→ Your instructions
Check every line below for the word "table" and copy the ones that have it.

→ Dataset section
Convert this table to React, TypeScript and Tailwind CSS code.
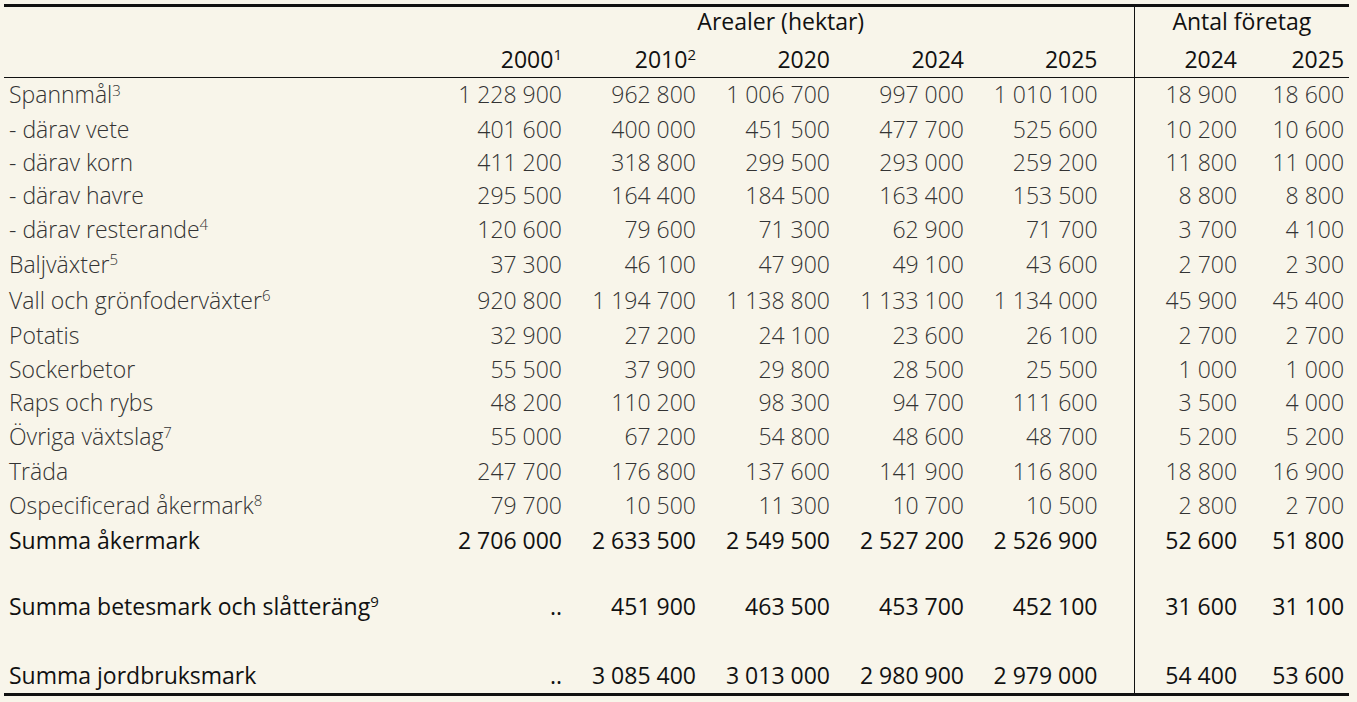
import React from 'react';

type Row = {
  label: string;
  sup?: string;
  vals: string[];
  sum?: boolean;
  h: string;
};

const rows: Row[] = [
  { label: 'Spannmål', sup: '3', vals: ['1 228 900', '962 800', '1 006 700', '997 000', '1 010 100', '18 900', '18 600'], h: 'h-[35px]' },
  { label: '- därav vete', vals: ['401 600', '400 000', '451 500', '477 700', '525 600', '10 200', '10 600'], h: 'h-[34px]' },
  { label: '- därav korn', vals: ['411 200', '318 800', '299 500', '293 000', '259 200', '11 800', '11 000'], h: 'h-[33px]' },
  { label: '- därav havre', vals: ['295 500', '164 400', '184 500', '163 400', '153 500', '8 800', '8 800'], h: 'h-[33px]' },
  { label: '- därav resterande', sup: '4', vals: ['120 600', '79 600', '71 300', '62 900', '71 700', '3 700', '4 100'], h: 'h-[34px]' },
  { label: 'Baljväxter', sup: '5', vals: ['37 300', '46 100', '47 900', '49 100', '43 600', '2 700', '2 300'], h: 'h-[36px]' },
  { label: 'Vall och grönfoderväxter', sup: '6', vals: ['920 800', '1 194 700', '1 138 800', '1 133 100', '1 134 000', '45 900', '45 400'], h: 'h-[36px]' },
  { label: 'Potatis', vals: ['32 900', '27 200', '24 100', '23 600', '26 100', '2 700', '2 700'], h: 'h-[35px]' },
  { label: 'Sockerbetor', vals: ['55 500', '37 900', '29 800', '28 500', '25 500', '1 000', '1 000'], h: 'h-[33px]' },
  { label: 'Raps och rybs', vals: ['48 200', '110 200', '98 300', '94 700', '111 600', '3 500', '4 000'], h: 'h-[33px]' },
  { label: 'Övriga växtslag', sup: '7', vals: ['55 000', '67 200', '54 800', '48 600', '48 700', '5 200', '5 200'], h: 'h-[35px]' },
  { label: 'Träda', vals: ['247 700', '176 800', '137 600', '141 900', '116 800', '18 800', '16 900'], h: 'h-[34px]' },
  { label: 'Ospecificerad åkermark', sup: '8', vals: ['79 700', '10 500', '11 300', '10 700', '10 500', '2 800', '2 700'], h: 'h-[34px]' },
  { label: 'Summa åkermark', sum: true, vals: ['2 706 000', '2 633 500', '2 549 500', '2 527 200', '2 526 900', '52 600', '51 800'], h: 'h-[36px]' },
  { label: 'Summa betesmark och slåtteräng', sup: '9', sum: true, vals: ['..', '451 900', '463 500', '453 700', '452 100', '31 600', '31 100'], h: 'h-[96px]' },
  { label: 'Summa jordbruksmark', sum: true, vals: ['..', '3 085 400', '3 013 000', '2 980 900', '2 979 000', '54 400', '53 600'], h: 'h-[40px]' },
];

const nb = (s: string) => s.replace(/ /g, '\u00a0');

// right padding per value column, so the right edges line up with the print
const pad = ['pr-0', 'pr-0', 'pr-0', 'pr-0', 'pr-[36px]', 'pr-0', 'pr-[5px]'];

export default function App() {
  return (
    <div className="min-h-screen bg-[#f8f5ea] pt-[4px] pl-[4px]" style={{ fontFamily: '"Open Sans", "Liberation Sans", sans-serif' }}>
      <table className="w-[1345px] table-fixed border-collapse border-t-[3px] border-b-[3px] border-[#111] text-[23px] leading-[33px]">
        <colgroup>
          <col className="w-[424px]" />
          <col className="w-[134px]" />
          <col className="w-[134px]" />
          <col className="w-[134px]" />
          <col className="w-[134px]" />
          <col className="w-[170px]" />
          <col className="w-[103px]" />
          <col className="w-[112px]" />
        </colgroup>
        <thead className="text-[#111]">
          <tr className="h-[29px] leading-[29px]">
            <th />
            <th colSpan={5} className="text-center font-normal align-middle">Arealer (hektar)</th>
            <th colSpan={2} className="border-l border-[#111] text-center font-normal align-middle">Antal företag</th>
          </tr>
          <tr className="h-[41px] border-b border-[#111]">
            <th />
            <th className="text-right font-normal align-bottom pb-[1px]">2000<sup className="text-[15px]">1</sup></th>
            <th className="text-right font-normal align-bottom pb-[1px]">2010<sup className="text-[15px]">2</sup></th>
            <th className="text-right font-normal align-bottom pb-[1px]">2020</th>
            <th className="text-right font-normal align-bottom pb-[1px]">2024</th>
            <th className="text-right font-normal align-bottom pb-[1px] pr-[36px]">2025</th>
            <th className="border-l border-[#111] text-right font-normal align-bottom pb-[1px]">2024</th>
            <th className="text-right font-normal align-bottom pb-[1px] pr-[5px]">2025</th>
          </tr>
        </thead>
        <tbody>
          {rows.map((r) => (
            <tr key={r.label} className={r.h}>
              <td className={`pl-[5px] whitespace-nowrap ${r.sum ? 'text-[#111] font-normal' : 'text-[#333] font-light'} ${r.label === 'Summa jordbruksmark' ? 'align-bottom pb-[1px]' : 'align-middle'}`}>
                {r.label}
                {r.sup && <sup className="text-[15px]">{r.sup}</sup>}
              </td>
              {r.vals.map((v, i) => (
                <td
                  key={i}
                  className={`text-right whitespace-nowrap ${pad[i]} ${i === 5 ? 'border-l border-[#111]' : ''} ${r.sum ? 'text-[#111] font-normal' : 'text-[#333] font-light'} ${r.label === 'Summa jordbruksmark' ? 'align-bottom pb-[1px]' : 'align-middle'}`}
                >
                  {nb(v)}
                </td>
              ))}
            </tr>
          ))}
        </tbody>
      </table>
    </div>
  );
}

→ Solved exercise
Convert this table to React, TypeScript and Tailwind CSS code.
      <table className="w-[1345px] table-fixed border-collapse border-t-[3px] border-b-[3px] border-[#111] text-[23px] leading-[33px]">
      </table>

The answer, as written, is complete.